En otros casos son el propio Borat y su productor (un gordo increíble llamado Ken Davitian) los que quedan expuestos en su racismo, machismo y misoginia. Esto sucede en el encuentro con las feministas (“¿Por qué esa cara de culo, querida?”, pregunta Borat a la muy respetada Linda Stein) como en la desopilante escena en la que, alojados en casa de un matrimonio judío, los confunden con un par de cucarachas. Desopilante: no hay otra palabra para describir el humor de Borat, que multiplica gags, chistes y escenas cómicas de antología, como pocas películas recientes logran hacerlo. La pelea por todo el hotel 5 estrellas entre Borat y el gordo (los dos en pelotas), el carrito de heladero en el que viajan de costa a costa, el intento de meter a Pamela Anderson en una bolsa (“casamiento al estilo kazajo”) y, sobre todo, la celebración pública de la invasión a Irak en el rodeo texano (“Apoyamos su guerra de terror y sugerimos al señor Bush que beba la sangre de cada hombre, mujer y niño”) son sólo las más memorables de una seguidilla interminable, que puede llegar a provocar una verdadera epidemia convulsiva en cada sala donde la película se exhiba.

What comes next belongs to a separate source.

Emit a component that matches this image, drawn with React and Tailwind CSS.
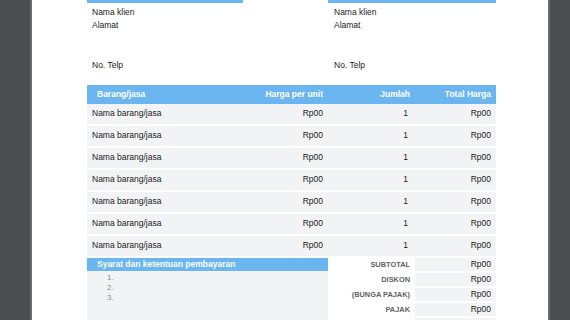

Teniendo en cuenta el origen y motivo de esas risas, el estreno de Borat debe considerarse ya uno de los acontecimientos del año, tanto en términos cómicos como políticos.
8-BORAT
(Borat: Cultural Learnings of America for Make Benefit Glorious Nation of Kazakhstan)EE.UU., 2006.
Dirección: Larry Charles.
Guión: Sacha Baron Cohen, A. Hines, P. Baynham y D. Mazer.
Intérpretes: Sacha Baron Cohen, Ken Davitian, Luenell y Pamela Anderson.